- [AIM]
Find the number of lines below in which the word "TypeScript" appears, and write that number only.

- [GIVEN INFORMATION]
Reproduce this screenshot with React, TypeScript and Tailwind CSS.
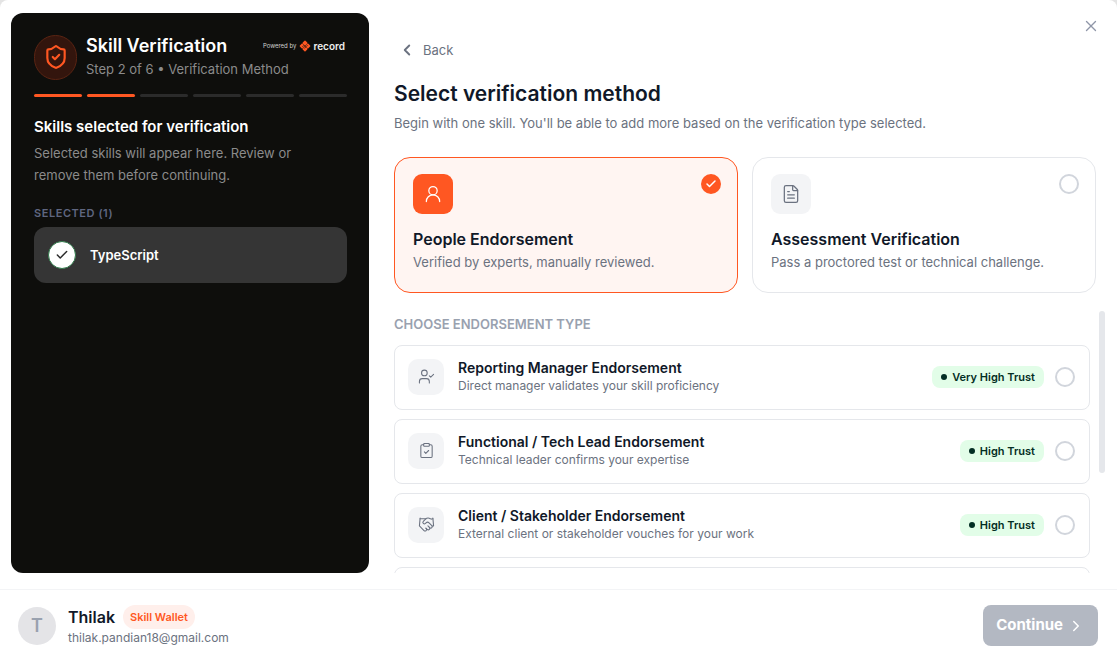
import { useState } from "react";
import {
  Check,
  ChevronLeft,
  ChevronRight,
  ClipboardCheck,
  FileText,
  Handshake,
  ShieldCheck,
  UserCheck,
  UserRound,
  Users,
  X,
} from "lucide-react";

const METHODS = [
  {
    value: "people",
    title: "People Endorsement",
    text: "Verified by experts, manually reviewed.",
    icon: UserRound,
  },
  {
    value: "assessment",
    title: "Assessment Verification",
    text: "Pass a proctored test or technical challenge.",
    icon: FileText,
  },
];

const ENDORSEMENTS = [
  {
    value: "manager",
    title: "Reporting Manager Endorsement",
    text: "Direct manager validates your skill proficiency",
    trust: "Very High Trust",
    icon: UserCheck,
  },
  {
    value: "lead",
    title: "Functional / Tech Lead Endorsement",
    text: "Technical leader confirms your expertise",
    trust: "High Trust",
    icon: ClipboardCheck,
  },
  {
    value: "client",
    title: "Client / Stakeholder Endorsement",
    text: "External client or stakeholder vouches for your work",
    trust: "High Trust",
    icon: Handshake,
  },
  {
    value: "peer",
    title: "Peer Endorsement",
    text: "A colleague confirms your day-to-day work",
    trust: "Medium Trust",
    icon: Users,
  },
];

const STEPS = [1, 2, 3, 4, 5, 6];
const CURRENT_STEP = 2;

function RecordLogo() {
  return (
    <svg viewBox="0 0 24 24" className="size-3 shrink-0" aria-hidden="true">
      <g transform="rotate(45 12 12)" fill="#ff5722">
        <rect x="4" y="4" width="7.8" height="7.8" rx="1.5" />
        <rect x="12.2" y="4" width="7.8" height="7.8" rx="1.5" />
        <rect x="4" y="12.2" width="7.8" height="7.8" rx="1.5" />
        <rect x="12.2" y="12.2" width="7.8" height="7.8" rx="1.5" />
      </g>
      <path d="M7 13.5l3-3M14 13.5l3-3M10.5 17l3-3" stroke="#0e0e0c" strokeWidth="1.4" />
    </svg>
  );
}

function Sidebar() {
  return (
    <aside className="w-[358px] shrink-0 rounded-xl bg-[#0e0e0c] pt-[21px] pr-[22px] pl-[23px] text-white">
      <div className="flex items-center gap-[9px]">
        <span className="flex h-[45px] w-[43px] shrink-0 items-center justify-center rounded-full border border-[#5a2413] bg-[#33150d]">
          <ShieldCheck className="size-[26px] text-[#ff5722]" strokeWidth={2} />
        </span>
        <div className="min-w-0 flex-1">
          <div className="flex items-center justify-between pr-[2px]">
            <h1 className="text-[18px] leading-6 font-semibold">Skill Verification</h1>
            <div className="flex items-center gap-[2px]">
              <span className="mr-[1px] text-[6px] leading-3 text-[#d0d0d0]">Powered by</span>
              <RecordLogo />
              <span className="text-[10px] leading-3 font-semibold text-[#eeeeee]">record</span>
            </div>
          </div>
          <p className="text-[13px] leading-[22px] text-[#8b8b8b]">
            Step 2 of 6 • Verification Method
          </p>
        </div>
      </div>

      <div className="mt-[14px] flex gap-[5px]">
        {STEPS.map((step) => (
          <span
            key={step}
            className={`h-[3px] flex-1 rounded-full ${
              step <= CURRENT_STEP ? "bg-[#ff5722]" : "bg-[#2b2b2b]"
            }`}
          />
        ))}
      </div>

      <h2 className="mt-[18px] text-[15px] leading-6 font-semibold">
        Skills selected for verification
      </h2>
      <p className="mt-[3px] max-w-[280px] text-[13px] leading-[22px] text-[#8b8b8b]">
        Selected skills will appear here. Review or remove them before continuing.
      </p>

      <h3 className="mt-[19px] text-[11px] leading-4 font-semibold tracking-wider text-[#5f6680]">
        SELECTED (1)
      </h3>
      <ul className="mt-[6px]">
        <li className="flex h-14 items-center gap-[14px] rounded-xl bg-[#353535] px-[14px]">
          <span className="flex size-7 items-center justify-center rounded-full border border-[#2f7a4a] bg-white">
            <Check className="size-[14px] text-[#2b2b2b]" strokeWidth={2.5} />
          </span>
          <span className="text-[13px] leading-5 font-semibold">TypeScript</span>
        </li>
      </ul>
    </aside>
  );
}

export default function App() {
  const [method, setMethod] = useState("people");
  const [endorsement, setEndorsement] = useState("");

  return (
    <div className="h-screen overflow-hidden bg-[#e4e4e4] font-['Inter',sans-serif]">
      <div className="relative flex h-full flex-col rounded-t-lg bg-white">
        <button
          aria-label="Close"
          className="absolute top-[17px] right-[17px] text-[#8f96a8]"
        >
          <X className="size-[18px]" strokeWidth={1.8} />
        </button>

        <div className="flex min-h-0 flex-1 gap-[25px] pt-[13px] pr-[12px] pb-4 pl-[11px]">
          <Sidebar />

          <main className="flex min-w-0 flex-1 flex-col">
            <button className="mt-[27px] flex items-center gap-[7px] self-start pl-1 text-[13px] leading-5 text-[#6b7280]">
              <ChevronLeft className="size-[18px]" strokeWidth={2.5} />
              Back
            </button>
            <h2 className="mt-5 text-[21px] leading-7 font-semibold text-[#101828]">
              Select verification method
            </h2>
            <p className="mt-[5px] text-[13px] leading-5 text-[#6b7280]">
              Begin with one skill. You'll be able to add more based on the verification type
              selected.
            </p>

            <div className="mt-6 mr-[9px] grid grid-cols-2 gap-[14px]">
              {METHODS.map((item) => {
                const selected = item.value === method;
                return (
                  <label
                    key={item.value}
                    className={`flex cursor-pointer flex-col rounded-2xl border px-[18px] pt-4 pb-[19px] ${
                      selected ? "border-[#ff5722] bg-[#fff5f2]" : "border-[#e5e7eb] bg-white"
                    }`}
                  >
                    <span className="flex items-start justify-between">
                      <span
                        className={`flex size-10 items-center justify-center rounded-[9px] ${
                          selected ? "bg-[#ff5722] text-white" : "bg-[#f3f4f6] text-[#6b7280]"
                        }`}
                      >
                        <item.icon className="size-5" strokeWidth={1.5} />
                      </span>
                      <span className="relative mr-[-2px] flex">
                        <input
                          type="radio"
                          name="method"
                          checked={selected}
                          onChange={() => setMethod(item.value)}
                          className="size-5 appearance-none rounded-full border-2 border-[#d1d5dc] checked:border-[#ff5722] checked:bg-[#ff5722]"
                        />
                        {selected && (
                          <Check
                            className="pointer-events-none absolute inset-1 size-3 text-white"
                            strokeWidth={3}
                          />
                        )}
                      </span>
                    </span>
                    <span className="mt-[13px] text-[16px] leading-6 font-semibold text-[#101828]">
                      {item.title}
                    </span>
                    <span className="mt-[1px] text-[13px] leading-[21px] text-[#6b7280]">
                      {item.text}
                    </span>
                  </label>
                );
              })}
            </div>

            <div className="mt-[18px] flex min-h-0 flex-1 gap-[9px]">
              <div className="min-w-0 flex-1 overflow-y-auto [scrollbar-width:none]">
                <h3 className="mt-[3px] text-[13px] leading-5 font-semibold text-[#99a1af]">
                  CHOOSE ENDORSEMENT TYPE
                </h3>
                <div className="mt-[11px] flex flex-col gap-[9px]">
                  {ENDORSEMENTS.map((item) => (
                    <label
                      key={item.value}
                      className="flex h-[65px] shrink-0 cursor-pointer items-center rounded-lg border border-[#e5e7eb] bg-white pr-[14px] pb-[2px] pl-[13px]"
                    >
                      <span className="flex size-9 items-center justify-center rounded-[10px] bg-[#f3f4f6] text-[#6b7280]">
                        <item.icon className="size-[17px]" strokeWidth={1.5} />
                      </span>
                      <span className="ml-[14px] flex min-w-0 flex-1 flex-col">
                        <span className="text-[14px] leading-[18px] font-semibold text-[#101828]">
                          {item.title}
                        </span>
                        <span className="text-[12px] leading-[18px] text-[#6b7280]">
                          {item.text}
                        </span>
                      </span>
                      <span className="mr-[11px] flex items-center gap-[5px] rounded-lg bg-[#e2fde8] px-[9px] text-[11px] leading-[22px] font-semibold text-[#032e24]">
                        <span className="size-[6px] rounded-full bg-[#032e24]" />
                        {item.trust}
                      </span>
                      <input
                        type="radio"
                        name="endorsement"
                        checked={item.value === endorsement}
                        onChange={() => setEndorsement(item.value)}
                        className="size-5 appearance-none rounded-full border-2 border-[#d1d5dc] checked:border-[6px] checked:border-[#ff5722]"
                      />
                    </label>
                  ))}
                </div>
              </div>
              <div className="h-[62%] w-[6px] rounded-full bg-[#e5e7eb]" />
            </div>
          </main>
        </div>

        <footer className="flex items-start justify-between border-t border-[#f3f4f6] pt-[15px] pr-[19px] pl-[18px]">
          <div className="flex items-center gap-3">
            <span className="flex size-[38px] items-center justify-center rounded-full bg-[#e4e4e7] text-[18px] font-semibold text-[#99a1af]">
              T
            </span>
            <div>
              <div className="flex items-center gap-2">
                <span className="text-[16px] leading-6 font-semibold text-[#101828]">Thilak</span>
                <span className="rounded-full bg-[#ffefeb] px-[7px] text-[11px] leading-6 font-semibold text-[#ff5722]">
                  Skill Wallet
                </span>
              </div>
              <p className="text-[12px] leading-[17px] text-[#6b7280]">thilak.pandian18@gmail.com</p>
            </div>
          </div>
          <button className="flex h-[41px] items-center gap-1 rounded-lg bg-[#b3b8c2] px-[13px] text-[15px] font-bold text-white">
            Continue
            <ChevronRight className="size-[18px]" strokeWidth={2} />
          </button>
        </footer>
      </div>
    </div>
  );
}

- [REPLY TO THE TASK]
2